New Era (Windhoek)

Namibia: Crafting Regulations on GMOs

Wezi Tjaronda

13 August 2008


Windhoek — Namibia is working on regulations of the Biosafety Act 2006, which will regulate the import, export and production of genetically modified organisms (GMOs).

GMOs are living plants, animals or microbes that have been given new genes or whose genes have been modified to give them new characteristics.

The Biosafety Act was passed and signed in December 2006. It aims to introduce a system and procedures for the regulation of GMOs to provide protection to the conservation, research, development, production, marketing, transport, application and other uses of genetically modified organisms and specific products derived from GMOs.

It also aims to promote sustainable use of biological diversity by taking into consideration potential risks to human health and safety, as well as cultural, social and economic considerations.

The Biosafety Focal Point, Dr Martha Kandawa-Schulz, told New Era last week that legal drafter Wally Rautenbach is currently finalising the biosafety regulations to the Biosafety Act and the guidelines to the different sections (on field trials, contained use, general release on the market and transport and transit) have also been drafted.

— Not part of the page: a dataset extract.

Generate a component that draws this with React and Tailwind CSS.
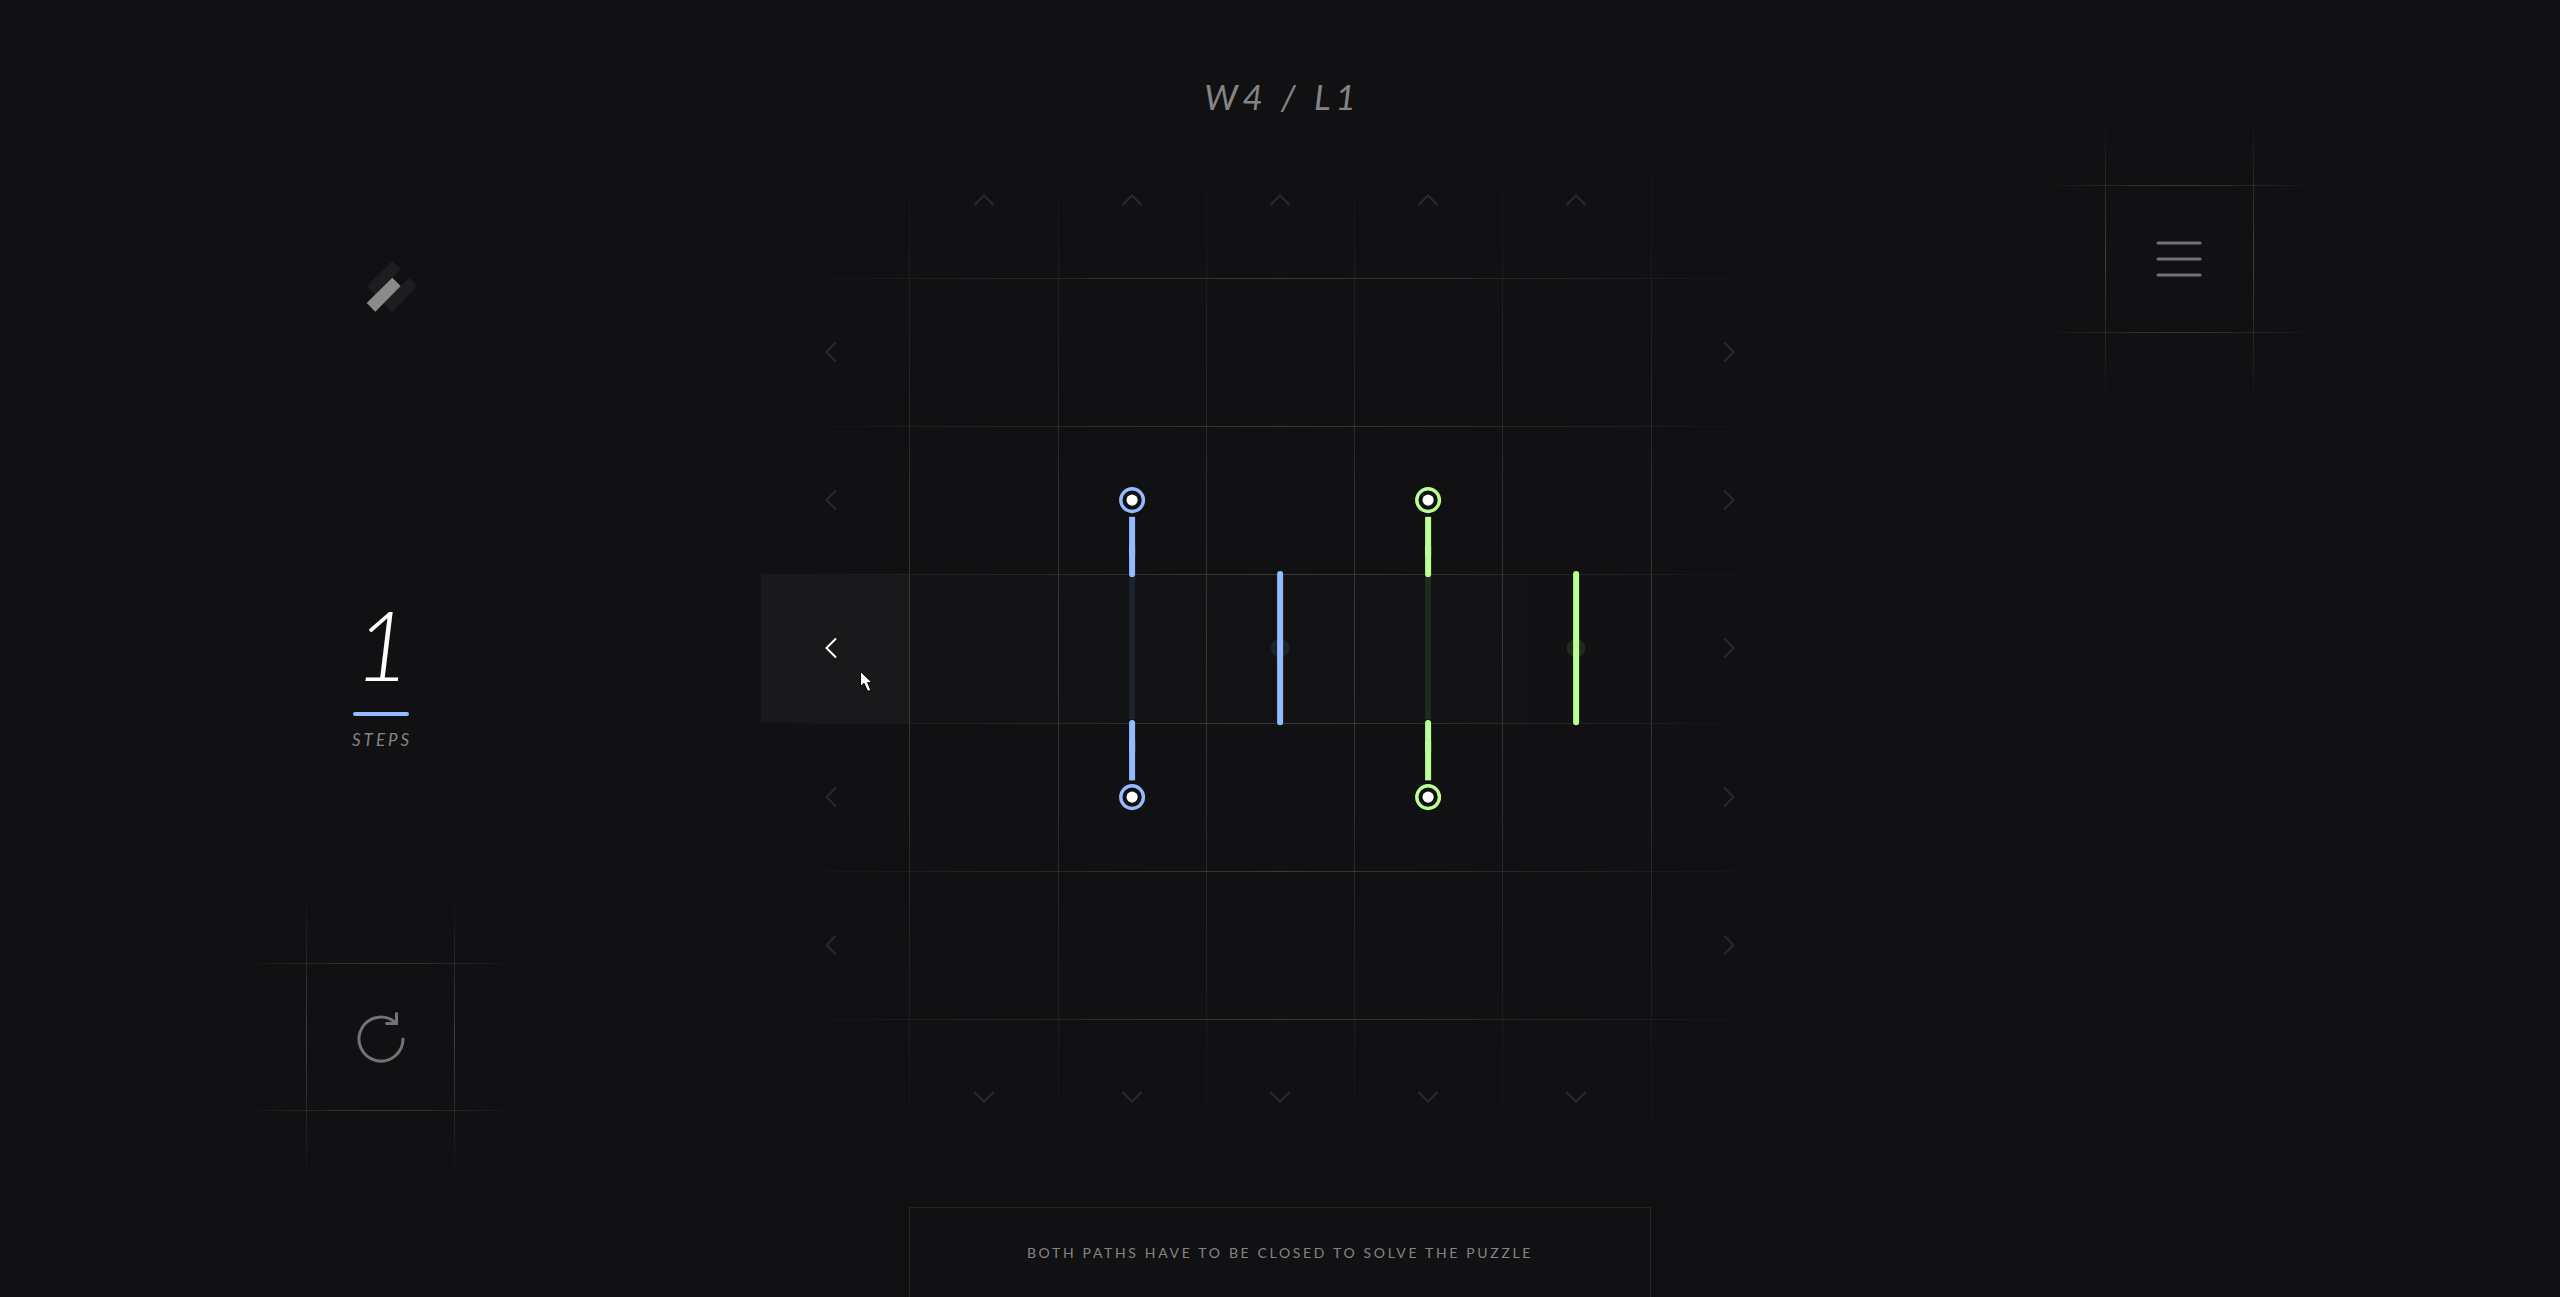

Manuals on the Biosafety Act and on inspection and monitoring have also been completed.

The Act governs the import, export, release into the environment, the contained use, placing on the market, transport or transit have also been drafted.

Namibia is a signatory and a party to the Cartagena Protocol on Biosafety, which requires exporters of living genetically, modified organisms to get permission (advanced informed agreement) from importing parties before shipment arrives.

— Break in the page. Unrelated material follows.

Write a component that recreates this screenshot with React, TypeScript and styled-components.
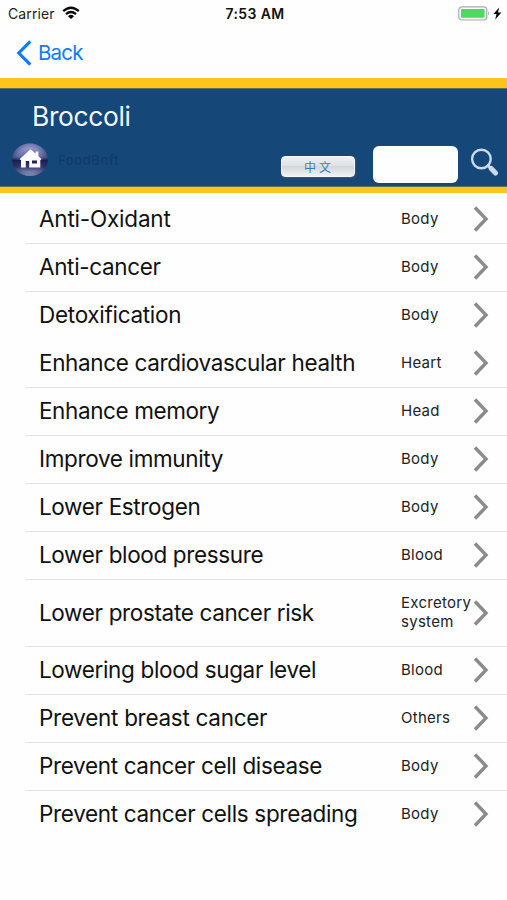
import React from "react";
import styled, { createGlobalStyle } from "styled-components";

const GlobalStyle = createGlobalStyle`
  * { box-sizing: border-box; }
  body { margin: 0; background: #fefefe; font-family: Inter, "Liberation Sans", sans-serif; color: #111; }
`;

const Screen = styled.div`
  width: 507px;
  height: 900px;
  overflow: hidden;
  display: flex;
  flex-direction: column;
  background: #fefefe;
`;

const StatusBar = styled.div`
  height: 27px;
  flex: none;
  display: grid;
  grid-template-columns: 1fr auto 1fr;
  align-items: center;
  padding: 0 5px 1px 8px;
`;

const Carrier = styled.div`
  display: flex;
  align-items: center;
  gap: 7px;
  font-size: 14px;
  letter-spacing: 0.1px;
  color: #222;
`;

const Clock = styled.div`
  font-size: 14px;
  font-weight: 600;
  letter-spacing: 0.4px;
`;

const Power = styled.div`
  display: flex;
  justify-content: flex-end;
  align-items: center;
  gap: 3px;
`;

const NavBar = styled.div`
  height: 51px;
  flex: none;
  display: flex;
  align-items: center;
  gap: 6px;
  padding-left: 16px;
  color: #0f7bfb;
  font-size: 20.5px;
  letter-spacing: -0.8px;
`;

const Header = styled.header`
  height: 115px;
  flex: none;
  background: #154779;
  border-top: 10px solid #fec41c;
  border-bottom: 6px solid #fec41c;
  box-shadow: inset 0 1px #5f7152, inset 0 -1px #5f7152;
`;

const Title = styled.h1`
  margin: 0;
  padding: 12px 0 0 32px;
  font-size: 26.4px;
  line-height: 32px;
  font-weight: 400;
  letter-spacing: -0.35px;
  color: #f2f8ff;
`;

const Tools = styled.div`
  height: 40px;
  margin-top: 11px;
  display: flex;
  align-items: flex-start;
  padding-left: 12px;

  > * { flex: none; }
`;

const Brand = styled.span`
  width: 233px;
  padding: 9px 0 0 10px;
  font-size: 13px;
  line-height: 16px;
  font-weight: 500;
  letter-spacing: 0.6px;
  color: #113b69;
`;

const LanguageButton = styled.button`
  width: 74px;
  height: 21px;
  margin: 13px 18px 0 0;
  padding: 0;
  border: 1px solid #f5f6f8;
  border-radius: 4px;
  background: linear-gradient(#eef0f2, #dfe2e5 45%, #d3d7dc 50%, #f0f1f3);
  box-shadow: 1px 1px 2px #4a5460;
  color: #397db7;
  font: 12px/17px "Noto Sans CJK SC", sans-serif;
  letter-spacing: 3px;
  text-indent: 2px;
`;

const SearchField = styled.input`
  width: 85px;
  height: 37px;
  margin: 3px 12px 0 0;
  border: 0;
  border-radius: 6px;
  background: #fefefe;
`;

const SearchIcon = styled.svg`
  margin-top: 5px;
`;

const List = styled.ul`
  list-style: none;
  margin: 0;
  padding: 2px 0 0 25px;
`;

const Row = styled.li<{ $tall: boolean; $divider: boolean }>`
  height: ${(p) => (p.$tall ? 67 : 48)}px;
  display: grid;
  grid-template-columns: 362px 72px 1fr;
  align-items: center;
  padding-left: 14px;
  box-shadow: 0 1px ${(p) => (p.$divider ? "#e3e3e5" : "transparent")};
`;

const Name = styled.span<{ $spacing: number }>`
  font-size: 22.5px;
  line-height: 28px;
  white-space: nowrap;
  letter-spacing: ${(p) => p.$spacing}px;
`;

const Area = styled.span`
  padding-bottom: 1px;
  font-size: 15px;
  line-height: 19px;
  color: #222;
  letter-spacing: 0.28px;
  white-space: pre-line;
`;

type Benefit = { name: string; area: string; divider?: boolean; spacing?: number };

const benefits: Benefit[] = [
  { name: "Anti-Oxidant", area: "Body", spacing: -0.2 },
  { name: "Anti-cancer", area: "Body" },
  { name: "Detoxification", area: "Body", divider: false, spacing: -0.29 },
  { name: "Enhance cardiovascular health", area: "Heart" },
  { name: "Enhance memory", area: "Head", spacing: -0.4 },
  { name: "Improve immunity", area: "Body" },
  { name: "Lower Estrogen", area: "Body" },
  { name: "Lower blood pressure", area: "Blood" },
  { name: "Lower prostate cancer risk", area: "Excretory\nsystem" },
  { name: "Lowering blood sugar level", area: "Blood" },
  { name: "Prevent breast cancer", area: "Others", spacing: -0.29 },
  { name: "Prevent cancer cell disease", area: "Body" },
  { name: "Prevent cancer cells spreading", area: "Body", divider: false, spacing: -0.33 },
];

const Wifi = () => (
  <svg width="18" height="14" viewBox="0 0 18 14" fill="none" stroke="#080808" strokeWidth="2.3">
    <path d="M1.2 5.2Q9 -1.8 16.8 5.2M4 8.2Q9 3.9 14 8.2" />
    <path d="M6 10.2Q9 7.5 12 10.2L9 13Z" fill="#080808" stroke="none" />
  </svg>
);

const Battery = () => (
  <svg width="32" height="15" viewBox="0 0 32 15">
    <rect x=".8" y=".8" width="28" height="13.2" rx="3" fill="#fefefe" stroke="#aaa" strokeWidth="1.2" />
    <rect x="3" y="3" width="23.6" height="8.8" rx="1" fill="#4cd964" />
    <path d="M30 5.2Q32 7.4 30 9.6Z" fill="#aaa" />
  </svg>
);

const Bolt = () => (
  <svg width="9" height="13" viewBox="0 0 9 13">
    <path d="M6.2 .5L.4 7.1H3.5L2.2 12.5L8.4 5.4H5Z" fill="#090909" />
  </svg>
);

const Home = () => (
  <svg width="36" height="34" viewBox="0 0 36 34">
    <defs>
      <linearGradient id="orb" x2="0" y2="1">
        <stop offset="0" stopColor="#a9b0e6" />
        <stop offset=".42" stopColor="#5d659c" />
        <stop offset=".52" stopColor="#1b1d52" />
        <stop offset=".72" stopColor="#333c70" />
        <stop offset="1" stopColor="#b5bddf" />
      </linearGradient>
      <radialGradient id="rim">
        <stop offset=".7" stopColor="#171b4c" stopOpacity="0" />
        <stop offset="1" stopColor="#171b4c" stopOpacity=".4" />
      </radialGradient>
    </defs>
    <ellipse cx="18" cy="16.8" rx="17.8" ry="16.3" fill="url(#orb)" />
    <ellipse cx="18" cy="16.8" rx="17.8" ry="16.3" fill="url(#rim)" />
    <path fillRule="evenodd" fill="#fafaff" d="M18.5 6.2L7.5 16.2L9 17V24.5H13.8V18H17.2V24.5H28.3V17L29.6 16.2L26.4 13V8.5H23.6V10.5ZM20 17.6H25V20.6H20Z" />
  </svg>
);

const Chevron = () => (
  <svg width="17" height="26" viewBox="0 0 17 26" fill="none" stroke="#8b8b8b" strokeWidth="3.4">
    <path d="M2 1.5L13 13L2 24.5" />
  </svg>
);

export default function App() {
  return (
    <>
      <GlobalStyle />
      <Screen>
        <StatusBar>
          <Carrier>Carrier <Wifi /></Carrier>
          <Clock>7:53 AM</Clock>
          <Power><Battery /><Bolt /></Power>
        </StatusBar>
        <NavBar>
          <svg width="16" height="26" viewBox="0 0 16 26" fill="none" stroke="currentColor" strokeWidth="3.2">
            <path d="M14.3 1.3L2.8 13L14.3 24.7" />
          </svg>
          Back
        </NavBar>
        <Header>
          <Title>Broccoli</Title>
          <Tools>
            <Home />
            <Brand>FoodBnft</Brand>
            <LanguageButton>中文</LanguageButton>
            <SearchField aria-label="Search" />
            <SearchIcon width="29" height="29" viewBox="0 0 29 29" fill="none" stroke="#cbdbed" strokeLinecap="round">
              <circle cx="11.4" cy="11" r="9.3" strokeWidth="2.4" />
              <path d="M18 17.5L21 20.5" strokeWidth="3" />
              <path d="M21.2 20.5L25.5 25" strokeWidth="5" />
            </SearchIcon>
          </Tools>
        </Header>
        <List>
          {benefits.map(({ name, area, divider = true, spacing = -0.35 }) => (
            <Row key={name} $tall={area.includes("\n")} $divider={divider}>
              <Name $spacing={spacing}>{name}</Name>
              <Area>{area}</Area>
              <Chevron />
            </Row>
          ))}
        </List>
      </Screen>
    </>
  );
}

Meanwhile, a simplified version of the Act, the Biosafety Act Manual, has been compiled.

Kandawa-Schulz said the alliance has produced and translated brochures on GM foods, GM crops, biotechnology, GMO testing, training and research at the University of Namibia and Namibia Biotechnology Alliance into six local languages.

The Ministry of Education, responsible for Science and Technology, is the competent authority for Biosafety Act, to which applications will be made. The Minister of Education will determine the date when implementation will begin.

The Research, Science and Technology Act 2004 also provides for the establishment of the Biosafety Council, which will investigate and consider applications for permits to deal with GMOs, as well as selected and determined GMO products.

Kandawa- Schulz said there is need for good infrastructure and raising of awareness on biosafety and biotechnology within the public.

As for Namibia, she said it would be good for the country to do research on its own local crops such as millet and indigenous medicinal plants and produce its own products.

Although Namibia has not yet approved the growing of GM crops, the food processing industry used approved enzymes and additive derived from GM microbes and some GM ingredients such as soya lecithin and maize starches and syrups.

The advantages of biotechnology, a process through which genes are transferred to produce GMO is that one can produce many more crops, although it remains to be seen whether there will be hunger or not.

However, the long-term consequence of planting and consuming GMO products is not very clear to indigenous farmers.

Problems related to contamination of indigenous plants still persist and there is also the fear that the GMO might wipe out existing organisms.

"Although farmers would like to plant some GMOs, many do not want to lose their local varieties. They want to know what will happen in the long-term and whether the safety of the approved GMO will remain the same in years to come. Research is ongoing in this area and several issues and questions will be answered in the immediate future," she said.

Through traditional biotechnology, communities make bread and porridge with yeast, make compost from dead plant material with fungi and bacteria to return nutrients to the soil and use plants for medicines.

Conventional biotechnology, which is hundreds of years old, is used in selecting and breeding to improve the microbes, plants and animals used for food production, transfer of genes between plants and animals to improve resistance to disease and increase drought tolerance.

With modern biotechnology, however, people can transfer specified and targeted genes from one organism to another without breeding.